Der großen Leidenschaft des Fürsten sind 138 dieser Fliesen gewidmet, denn sie zeigen Szenen aus der Falknerei. Schon drei Jahre später starb Karl Wilhelm Friedrich von Brandenburg-Ansbach. Der hochgepriesene und im Volk beliebte Fürst und Falkner hinterließ seinem Land eine immense Schuldenlast. In preußischer Zeit kam das Gunzenhäuser Falkenhaus 1797 in Privatbesitz. Es wechselte noch mehrfach den Besitzer bis es 1974 in das Eigentum der Stadt Gunzenhausen überging.
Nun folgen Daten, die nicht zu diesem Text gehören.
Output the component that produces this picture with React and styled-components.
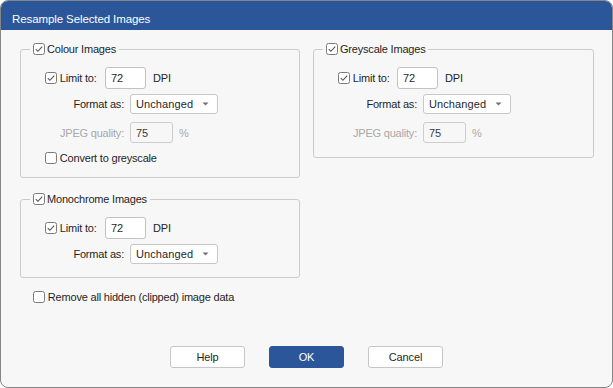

Nach einer gründlichen Sanierung wurde es 1984 "Haus des Gastes".

Auf Anregung des Historikers Adolf Lang (4) wurden 438 Fliesen zur Sicherung ausgebaut.
Die Fliesen waren im Obergeschoss des Jagdschlosses auf zwei Räume verteilt zu Gruppen zusammengefasst in Holz gerahmt unter den Fenstern zu finden.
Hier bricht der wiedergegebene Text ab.